Bu Cuma inşallah kurtuluş gününü kutlayacak olan Kahramanmaraş'a gideceğim. 1921 yılı şartlarında 4 şehir yabancı istilasına direniyordu. Maraş, Antep, Urfa ve Halep. Üç şehir istiklalini kazanabildi ve bugün Türkiye içinde özgür, gelişmiş, barış ortamında varlığını sürdürüyor. Onların kardeşi olan Halep ise yanıyor. Yüzyıllardır kalbimizin, medeniyetimizin parçası olan Halep yanıyor ve dünya seyrediyor. Maraş ayağa kalktığında, Antep şahlandığında, Urfa bayrağına, istiklaline sahip çıktığında Halepliler onlar için dua ediyordu. Şimdi de biz tarihi borcumuzu ödeyerek direnen, şanlı, kahraman, gazi Halep'e, Gaziantep, Kahramanmaraş, Şanlıurfa adına sahip çıkacağız. Orada bugün Rus uçaklarının bombaları altında Rabbine ve tarihine sığınarak bekleyen Halepliler hiç mahzun olmasınlar. Türkiye bir  bütün olarak arkalarındadır. Nasıl onlar Kahramanmaraş'ın yanındaydılar, Gaziantep direnişine destek verdiler, Şanlıurfa'nın şanlı yürüyüşüne dualarıyla, yürekleriyle katıldılar, bizim için de artık Halep bütün bu ünvanlarla anılacaktır. Gazi, kahraman, şanlı Haleptir. TBMM'den şanlı, kahraman, gazi Halep'e buradan selam ediyoruz. Gün gelecek bu zulüm bitecek.

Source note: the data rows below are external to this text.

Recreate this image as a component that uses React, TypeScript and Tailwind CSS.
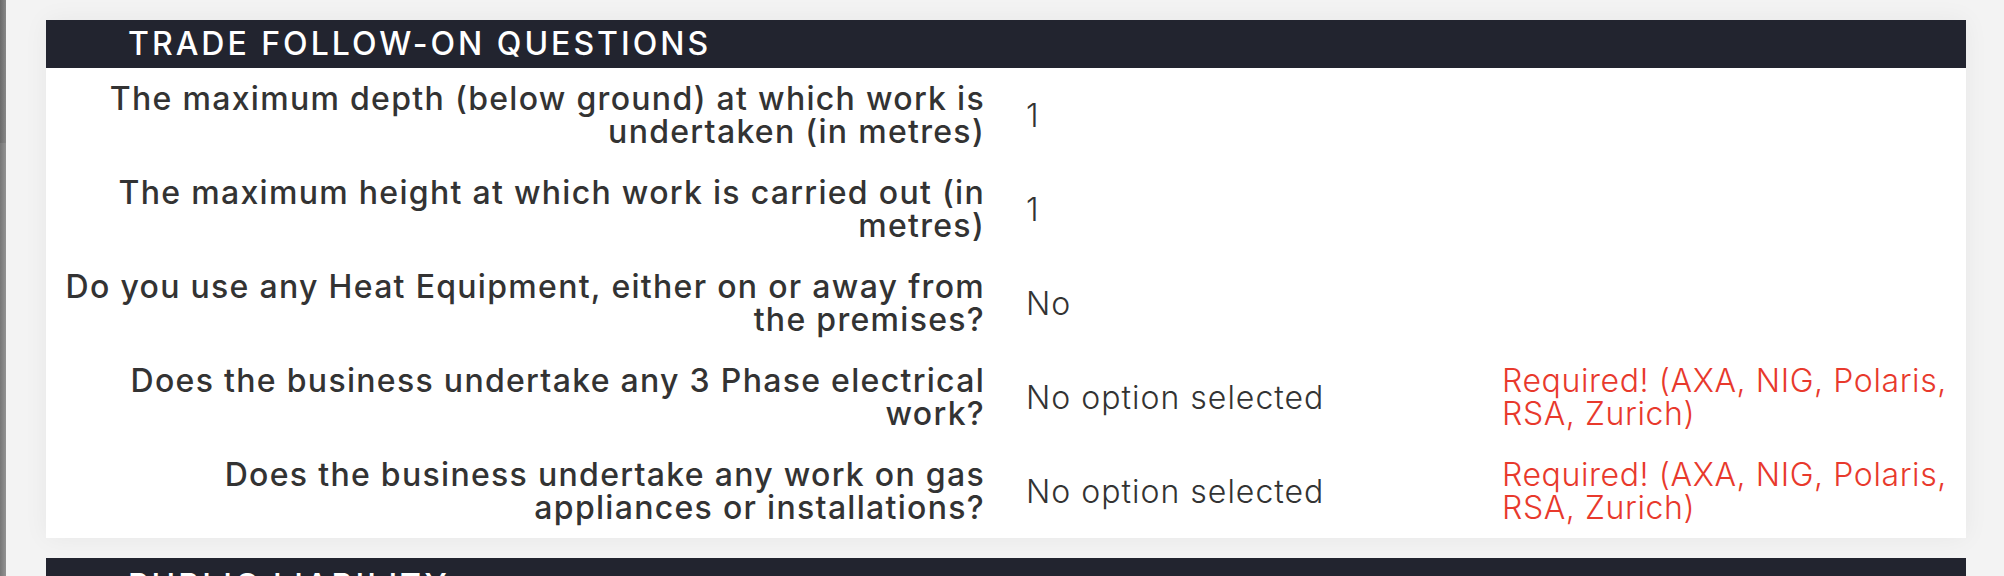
import React from "react";

const rows: { q: string[]; v: string; req?: boolean }[] = [
  { q: ["The maximum depth (below ground) at which work is", "undertaken (in metres)"], v: "1" },
  { q: ["The maximum height at which work is carried out (in", "metres)"], v: "1" },
  { q: ["Do you use any Heat Equipment, either on or away from", "the premises?"], v: "No" },
  { q: ["Does the business undertake any 3 Phase electrical", "work?"], v: "No option selected", req: true },
  { q: ["Does the business undertake any work on gas", "appliances or installations?"], v: "No option selected", req: true },
];

export default function App() {
  return (
    <div
      className="flex h-[576px] w-[2004px] overflow-hidden bg-[#f3f3f3]"
      style={{ fontFamily: "Inter, 'Open Sans', sans-serif" }}
    >
      <div className="flex w-[6px] shrink-0 flex-col">
        <div className="h-[143px] bg-gradient-to-r from-[#6a6a6a] to-[#888888]" />
        <div className="flex-1 bg-gradient-to-r from-[#767676] to-[#939393]" />
      </div>
      <div className="flex w-[1998px] flex-col pl-[40px] pr-[38px]">
        <div className="h-[2px] bg-white" />
        <div className="mt-[20px] bg-white shadow-[0_0_24px_rgba(0,0,0,0.05)]">
          <div className="flex h-[48px] items-center bg-[#22242f] pl-[82px] text-[32px] font-medium uppercase tracking-[3px] text-white">
            Trade Follow-On Questions
          </div>
          {rows.map((r, i) => (
            <div key={i} className="flex h-[94px] items-center">
              <div className="w-[955px] shrink-0 whitespace-nowrap pr-[16px] text-right text-[32px] font-medium leading-[33px] tracking-[1.3px] text-[#333333]">
                {r.q[0]}
                <br />
                {r.q[1]}
              </div>
              <div className="w-[485px] shrink-0 whitespace-nowrap pl-[25px] text-[32px] font-light leading-[33px] tracking-[1px] text-[#333333]">
                {r.v}
              </div>
              {r.req && (
                <div className="whitespace-nowrap pl-[16px] text-[32px] font-light leading-[33px] tracking-[0.6px] text-[#e8392c]">
                  Required! (AXA, NIG, Polaris,
                  <br />
                  RSA, Zurich)
                </div>
              )}
            </div>
          ))}
        </div>
        <div className="mt-[20px] h-[60px] bg-[#22242f] pl-[82px] pt-[8px] text-[32px] font-medium uppercase leading-[40px] tracking-[3px] text-white">
          Public Liability
        </div>
      </div>
    </div>
  );
}
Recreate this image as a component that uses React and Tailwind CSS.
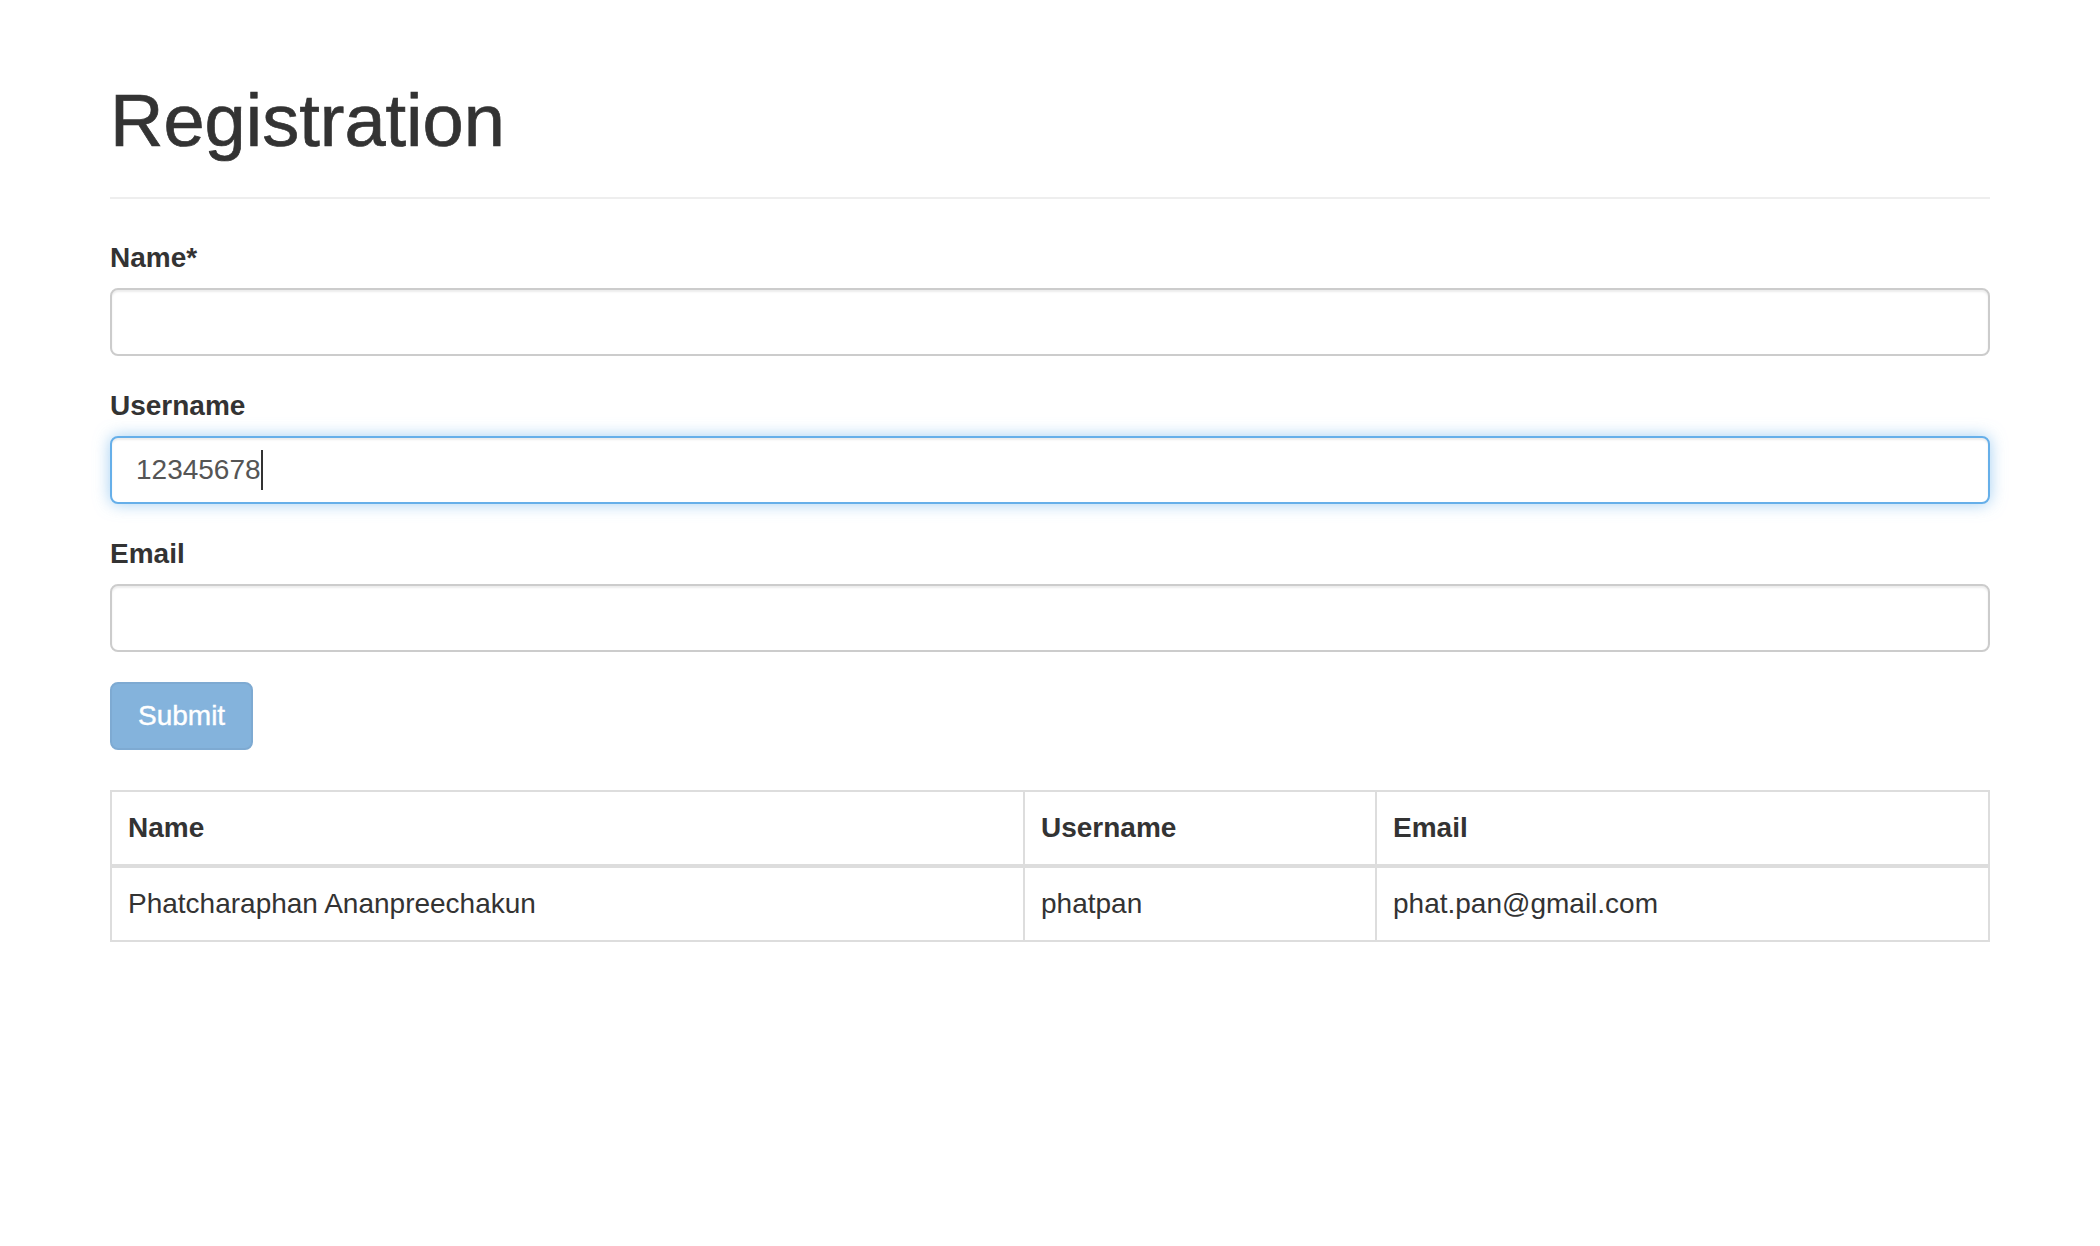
import React from 'react'

const rows = [
  { name: 'Phatcharaphan Ananpreechakun', username: 'phatpan', email: 'phat.pan@gmail.com' },
]

function Field({ label, value, focused }) {
  return (
    <div className="mb-[30px]">
      <label className="block mb-[10px] text-[28px] leading-[40px] font-bold text-[#333]">{label}</label>
      <div
        className={
          focused
            ? 'flex items-center h-[68px] px-[24px] rounded-[8px] border-2 border-[#66afe9] bg-white text-[28px] text-[#555] shadow-[inset_0_2px_2px_rgba(0,0,0,0.075),0_0_16px_rgba(102,175,233,0.6)]'
            : 'flex items-center h-[68px] px-[24px] rounded-[8px] border-2 border-[#ccc] bg-white text-[28px] text-[#555] shadow-[inset_0_2px_2px_rgba(0,0,0,0.075)]'
        }
      >
        {value && <span>{value}</span>}
        {focused && <span className="w-[2px] h-[40px] bg-[#333]" />}
      </div>
    </div>
  )
}

export default function App() {
  return (
    <div className="min-h-screen bg-white px-[110px] font-['Liberation_Sans',Arial,sans-serif] text-[#333]">
      {/* Page header */}
      <div className="pt-[81px] pb-[36px] border-b-2 border-[#eee]">
        <h1 className="text-[74px] leading-[80px] font-normal text-[#333] [-webkit-text-stroke:0.7px_#333]">Registration</h1>
      </div>

      {/* Form */}
      <form className="mt-[39px]" onSubmit={(e) => e.preventDefault()}>
        <Field label="Name*" />
        <Field label="Username" value="12345678" focused />
        <Field label="Email" />
        <button
          type="button"
          className="h-[68px] px-[26px] rounded-[8px] border-2 border-[#7eaad2] bg-[#84b3dc] text-white text-[28px] leading-[40px] [-webkit-text-stroke:0.4px_#fff]"
        >
          Submit
        </button>
      </form>

      {/* Submitted entries */}
      <table className="mt-[40px] w-full table-fixed border-collapse border-2 border-[#ddd] text-[28px] leading-[40px]">
        <colgroup>
          <col className="w-[913px]" />
          <col className="w-[352px]" />
          <col />
        </colgroup>
        <thead>
          <tr className="border-b-4 border-[#ddd]">
            <th className="p-[16px] text-left font-bold border-2 border-[#ddd] border-b-4">Name</th>
            <th className="p-[16px] text-left font-bold border-2 border-[#ddd] border-b-4">Username</th>
            <th className="p-[16px] text-left font-bold border-2 border-[#ddd] border-b-4">Email</th>
          </tr>
        </thead>
        <tbody>
          {rows.map((r) => (
            <tr key={r.username}>
              <td className="p-[16px] border-2 border-[#ddd]">{r.name}</td>
              <td className="p-[16px] border-2 border-[#ddd]">{r.username}</td>
              <td className="p-[16px] border-2 border-[#ddd]">{r.email}</td>
            </tr>
          ))}
        </tbody>
      </table>
    </div>
  )
}
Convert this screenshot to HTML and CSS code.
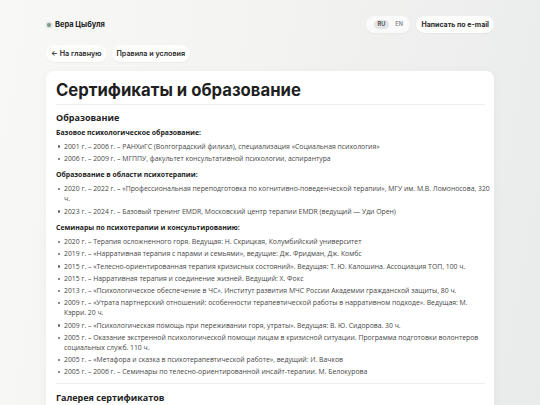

Dünya mirasının, İslam kültür birikiminin bir önemli şehri daha vandalca, barbarca saldırılarla karşı kaşıya. Bir tarafta Cenevre'de taraflar barış için toplanırken diğer taraftan Rus savaş uçakları Halep, Azez ve civar bölgeyi çok yoğun bombardımana tutuyor. Oradaki sivil kamplar dahil olmak üzere çok sayıda sivil zayiata sebebiyet veren askeri operasyonlar yapılıyor. Çoğu İran ve Lübnan'dan gelen yabancı savaşçılar desteğindeki rejim güçleri, Halep-Türkiye koridorunu kesiyor, insani yardımları engelliyor."